After his father left, Mayberry started working two jobs to provide for him and his sister Brianna. She lived off credit cards just to buy food for her kids, and their situation didn’t get better for a while.



Gray started writing songs at age nine and rapping at 16. After graduating from high school, he decided to dedicate full-time to his music. He managed to perform at Budweiser's 2013 "Made In America" festival and opened for 2 Chainz and Fabolous, but his rapping career wasn’t taking off.

Then, at 18, Bryshere was pushed out of his mom’s house. He found his own place, but his financial lacking almost got him evicted.


“I was homeless, and I’m on the biggest show in the world now. I’m living proof that you all can do whatever you all want to do,” he told a group of students at the at BEyond Expectations conference in 2016.

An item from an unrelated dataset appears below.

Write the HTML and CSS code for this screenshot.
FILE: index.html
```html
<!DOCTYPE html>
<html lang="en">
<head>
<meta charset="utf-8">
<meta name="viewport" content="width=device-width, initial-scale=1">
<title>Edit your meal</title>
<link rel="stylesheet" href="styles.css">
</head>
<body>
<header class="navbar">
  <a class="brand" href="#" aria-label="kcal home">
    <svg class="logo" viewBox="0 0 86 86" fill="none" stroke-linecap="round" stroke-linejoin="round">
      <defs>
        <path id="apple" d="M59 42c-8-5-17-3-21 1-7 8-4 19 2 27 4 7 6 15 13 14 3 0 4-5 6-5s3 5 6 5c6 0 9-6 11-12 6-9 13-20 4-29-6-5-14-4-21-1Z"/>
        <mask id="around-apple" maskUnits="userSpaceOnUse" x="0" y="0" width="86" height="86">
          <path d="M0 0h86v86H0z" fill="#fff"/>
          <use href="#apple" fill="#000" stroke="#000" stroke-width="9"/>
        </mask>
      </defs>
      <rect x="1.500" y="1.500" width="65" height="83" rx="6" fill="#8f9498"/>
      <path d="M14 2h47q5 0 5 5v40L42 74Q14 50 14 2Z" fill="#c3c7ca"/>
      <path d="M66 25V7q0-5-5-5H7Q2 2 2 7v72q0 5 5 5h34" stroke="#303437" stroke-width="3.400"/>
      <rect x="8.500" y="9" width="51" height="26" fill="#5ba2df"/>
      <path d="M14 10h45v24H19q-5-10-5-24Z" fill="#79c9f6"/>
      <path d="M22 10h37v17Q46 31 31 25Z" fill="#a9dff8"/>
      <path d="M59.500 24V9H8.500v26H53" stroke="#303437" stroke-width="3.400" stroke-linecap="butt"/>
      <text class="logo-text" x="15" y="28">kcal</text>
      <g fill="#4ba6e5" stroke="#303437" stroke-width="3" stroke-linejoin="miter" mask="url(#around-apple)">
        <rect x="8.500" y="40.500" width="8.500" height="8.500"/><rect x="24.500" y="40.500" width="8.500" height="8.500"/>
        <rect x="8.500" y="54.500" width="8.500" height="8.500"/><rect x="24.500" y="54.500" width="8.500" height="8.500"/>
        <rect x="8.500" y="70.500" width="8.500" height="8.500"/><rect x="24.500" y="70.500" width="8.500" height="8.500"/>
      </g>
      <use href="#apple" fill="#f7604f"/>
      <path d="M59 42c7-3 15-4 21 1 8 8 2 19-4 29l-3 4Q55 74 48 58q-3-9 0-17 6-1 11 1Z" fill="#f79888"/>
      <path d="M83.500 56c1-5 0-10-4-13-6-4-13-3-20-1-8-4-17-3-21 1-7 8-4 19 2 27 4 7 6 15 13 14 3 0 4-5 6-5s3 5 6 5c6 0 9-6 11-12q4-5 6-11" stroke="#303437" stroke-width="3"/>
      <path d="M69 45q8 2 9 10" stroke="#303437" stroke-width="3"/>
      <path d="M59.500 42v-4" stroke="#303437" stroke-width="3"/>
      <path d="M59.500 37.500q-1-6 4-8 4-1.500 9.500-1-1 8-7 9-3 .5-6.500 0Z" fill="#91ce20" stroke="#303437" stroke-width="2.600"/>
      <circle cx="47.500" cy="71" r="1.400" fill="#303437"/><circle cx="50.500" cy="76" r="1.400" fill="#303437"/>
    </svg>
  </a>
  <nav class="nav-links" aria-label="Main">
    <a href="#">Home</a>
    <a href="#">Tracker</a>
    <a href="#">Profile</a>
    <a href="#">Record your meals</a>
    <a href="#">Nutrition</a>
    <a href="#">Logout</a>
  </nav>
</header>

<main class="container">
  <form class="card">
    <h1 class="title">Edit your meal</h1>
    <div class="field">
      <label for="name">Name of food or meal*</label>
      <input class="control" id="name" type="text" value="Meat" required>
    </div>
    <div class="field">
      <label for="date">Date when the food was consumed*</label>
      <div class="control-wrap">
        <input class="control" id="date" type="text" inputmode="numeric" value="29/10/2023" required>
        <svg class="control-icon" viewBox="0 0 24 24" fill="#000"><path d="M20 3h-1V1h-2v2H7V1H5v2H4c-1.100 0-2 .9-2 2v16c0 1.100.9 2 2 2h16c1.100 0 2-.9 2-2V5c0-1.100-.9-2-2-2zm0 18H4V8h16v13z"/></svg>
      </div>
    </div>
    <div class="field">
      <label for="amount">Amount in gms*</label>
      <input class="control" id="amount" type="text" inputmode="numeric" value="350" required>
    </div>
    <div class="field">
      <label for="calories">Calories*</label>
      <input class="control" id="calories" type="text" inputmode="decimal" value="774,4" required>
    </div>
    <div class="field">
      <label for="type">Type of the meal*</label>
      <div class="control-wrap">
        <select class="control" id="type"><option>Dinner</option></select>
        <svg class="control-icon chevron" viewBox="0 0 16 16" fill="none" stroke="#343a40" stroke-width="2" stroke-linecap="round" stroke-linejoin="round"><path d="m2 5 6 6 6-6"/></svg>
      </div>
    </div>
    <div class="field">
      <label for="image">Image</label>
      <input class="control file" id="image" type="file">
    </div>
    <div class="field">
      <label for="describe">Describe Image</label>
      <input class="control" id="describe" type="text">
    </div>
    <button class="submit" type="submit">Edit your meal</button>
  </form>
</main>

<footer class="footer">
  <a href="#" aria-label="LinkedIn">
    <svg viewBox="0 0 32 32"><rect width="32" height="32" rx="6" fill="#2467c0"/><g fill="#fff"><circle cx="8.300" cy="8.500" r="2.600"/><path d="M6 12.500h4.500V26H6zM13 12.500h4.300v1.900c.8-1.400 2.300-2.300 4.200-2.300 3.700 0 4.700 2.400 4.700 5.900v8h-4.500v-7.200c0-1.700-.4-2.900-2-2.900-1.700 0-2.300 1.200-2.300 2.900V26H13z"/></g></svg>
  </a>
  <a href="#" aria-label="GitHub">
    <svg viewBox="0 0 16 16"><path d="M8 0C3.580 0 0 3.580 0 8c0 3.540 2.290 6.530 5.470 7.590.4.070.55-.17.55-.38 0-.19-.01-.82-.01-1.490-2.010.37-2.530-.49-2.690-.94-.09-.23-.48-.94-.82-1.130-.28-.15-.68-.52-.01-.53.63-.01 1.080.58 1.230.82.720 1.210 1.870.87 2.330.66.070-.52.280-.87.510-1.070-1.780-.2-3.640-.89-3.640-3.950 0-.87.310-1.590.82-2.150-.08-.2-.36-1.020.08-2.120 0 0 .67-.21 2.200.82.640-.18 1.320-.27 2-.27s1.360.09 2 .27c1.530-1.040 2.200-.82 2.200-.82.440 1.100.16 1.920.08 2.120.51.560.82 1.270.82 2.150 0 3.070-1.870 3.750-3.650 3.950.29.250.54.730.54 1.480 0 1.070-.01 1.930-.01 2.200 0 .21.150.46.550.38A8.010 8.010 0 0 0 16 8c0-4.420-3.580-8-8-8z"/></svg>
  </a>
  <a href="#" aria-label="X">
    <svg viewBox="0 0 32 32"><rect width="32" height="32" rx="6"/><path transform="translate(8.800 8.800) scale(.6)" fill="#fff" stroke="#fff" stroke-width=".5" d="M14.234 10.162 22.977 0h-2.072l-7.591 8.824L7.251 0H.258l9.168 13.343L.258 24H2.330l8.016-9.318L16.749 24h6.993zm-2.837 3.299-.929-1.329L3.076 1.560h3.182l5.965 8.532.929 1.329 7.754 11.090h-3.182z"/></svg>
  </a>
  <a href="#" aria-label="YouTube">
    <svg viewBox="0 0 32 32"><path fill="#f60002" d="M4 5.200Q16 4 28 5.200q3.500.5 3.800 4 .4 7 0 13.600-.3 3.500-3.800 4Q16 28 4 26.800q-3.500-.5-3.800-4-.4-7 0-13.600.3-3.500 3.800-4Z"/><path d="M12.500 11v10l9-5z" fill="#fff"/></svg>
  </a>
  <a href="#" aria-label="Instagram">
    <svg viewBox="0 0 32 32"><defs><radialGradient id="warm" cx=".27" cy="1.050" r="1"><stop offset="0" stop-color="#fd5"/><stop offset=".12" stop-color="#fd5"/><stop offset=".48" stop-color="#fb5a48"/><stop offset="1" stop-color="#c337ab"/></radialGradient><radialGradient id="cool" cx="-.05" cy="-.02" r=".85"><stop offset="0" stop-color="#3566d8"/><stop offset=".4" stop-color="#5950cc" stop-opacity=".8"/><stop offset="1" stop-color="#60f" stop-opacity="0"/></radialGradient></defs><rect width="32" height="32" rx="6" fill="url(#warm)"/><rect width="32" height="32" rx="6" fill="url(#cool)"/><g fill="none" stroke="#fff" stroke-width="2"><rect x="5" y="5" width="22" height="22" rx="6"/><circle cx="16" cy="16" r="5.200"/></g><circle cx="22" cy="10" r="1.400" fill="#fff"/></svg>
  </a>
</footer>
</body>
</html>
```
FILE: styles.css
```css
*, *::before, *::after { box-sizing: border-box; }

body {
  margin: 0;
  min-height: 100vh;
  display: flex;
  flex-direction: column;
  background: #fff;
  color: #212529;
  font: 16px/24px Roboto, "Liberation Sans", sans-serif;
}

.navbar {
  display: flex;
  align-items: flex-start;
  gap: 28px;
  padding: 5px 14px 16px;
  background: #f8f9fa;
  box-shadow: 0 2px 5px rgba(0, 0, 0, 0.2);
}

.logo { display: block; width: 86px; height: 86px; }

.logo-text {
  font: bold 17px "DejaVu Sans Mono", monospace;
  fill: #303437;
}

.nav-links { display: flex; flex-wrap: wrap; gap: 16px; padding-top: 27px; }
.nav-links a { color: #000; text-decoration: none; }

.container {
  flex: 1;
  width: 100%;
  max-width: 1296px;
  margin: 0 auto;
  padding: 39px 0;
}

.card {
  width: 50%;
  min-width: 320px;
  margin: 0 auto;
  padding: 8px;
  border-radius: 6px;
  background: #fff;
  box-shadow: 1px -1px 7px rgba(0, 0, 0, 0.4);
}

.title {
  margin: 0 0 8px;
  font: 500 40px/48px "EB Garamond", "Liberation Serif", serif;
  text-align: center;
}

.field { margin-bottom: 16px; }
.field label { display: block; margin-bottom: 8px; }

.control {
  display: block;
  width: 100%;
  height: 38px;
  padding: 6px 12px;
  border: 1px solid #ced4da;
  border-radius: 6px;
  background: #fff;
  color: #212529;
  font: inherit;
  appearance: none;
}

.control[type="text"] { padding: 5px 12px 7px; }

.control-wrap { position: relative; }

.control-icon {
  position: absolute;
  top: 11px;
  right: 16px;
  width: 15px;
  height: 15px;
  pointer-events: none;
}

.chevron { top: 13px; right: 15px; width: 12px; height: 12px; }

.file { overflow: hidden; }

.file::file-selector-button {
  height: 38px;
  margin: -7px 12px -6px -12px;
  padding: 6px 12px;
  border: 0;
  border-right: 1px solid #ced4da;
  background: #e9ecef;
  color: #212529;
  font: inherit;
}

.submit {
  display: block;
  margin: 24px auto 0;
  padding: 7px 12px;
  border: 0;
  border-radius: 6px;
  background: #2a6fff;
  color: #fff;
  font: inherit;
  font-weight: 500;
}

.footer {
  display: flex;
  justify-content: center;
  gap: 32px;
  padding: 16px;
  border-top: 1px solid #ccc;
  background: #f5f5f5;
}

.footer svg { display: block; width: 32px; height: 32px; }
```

Gray’s story about his living situation at the time has changed through the years.

In 2017, when asked about it, he told Harry Connick Jr. “Woah, woah, hold on. Everybody gets kicked out of their mom’s house at 18,” not giving major importance to the allegations.

Then, he said, he moved in with his manager, Will Smith's friend Charlie Mack, but that didn’t work out, so that’s when he allegedly found another place thanks to "Empire."



Talking to Vibe about how he got the role on “Empire,” Bryshere explained that at the time, he was rapping in Philadelphia, booking small shows and performing out on the street. Then, he met Mack, who talked to him about the audition.


“I did a video audition for Lee Daniels, and he loved it and sent me to L.A. I auditioned [there] with Taraji and Terrence, cause they were doing their auditions for Lee, too. We got to do it together,” he recalled.


Gray credits his manager, Charlie Mack, his friends and family with helping him remain focused through the incredible turnabout that transformed his life and opened him the doors to stardom.


He also credits his co-stars on “Empire” for being like his second family.

When asked what he has learned from them, the young star raved:

“I learned how to treat a woman from Taraji. She teaches me things on life experiences, cooks for me, Jussie and Gaby—we hang out outside of the set, and it’s like a real family. Terrence, on the other hand, is like a big brother.”


“We call each other on the phone as we’re leaving the set. We’re just getting out of work, and we’re writing songs on the phone in our vans going home. That’s how we are,” he added.

After “Empire,” Bryshere earned acclaim for his role as Micheel Bivins in the "New Edition Story," a biographical three-part miniseries about the R&B group New Edition.

He also starred in the dance film "Honey: Rise Up and Dance," where he shared the screen with Teyana Taylor and starred on the drama film “Canal Street” which tackles the deep racial divide in Chicago.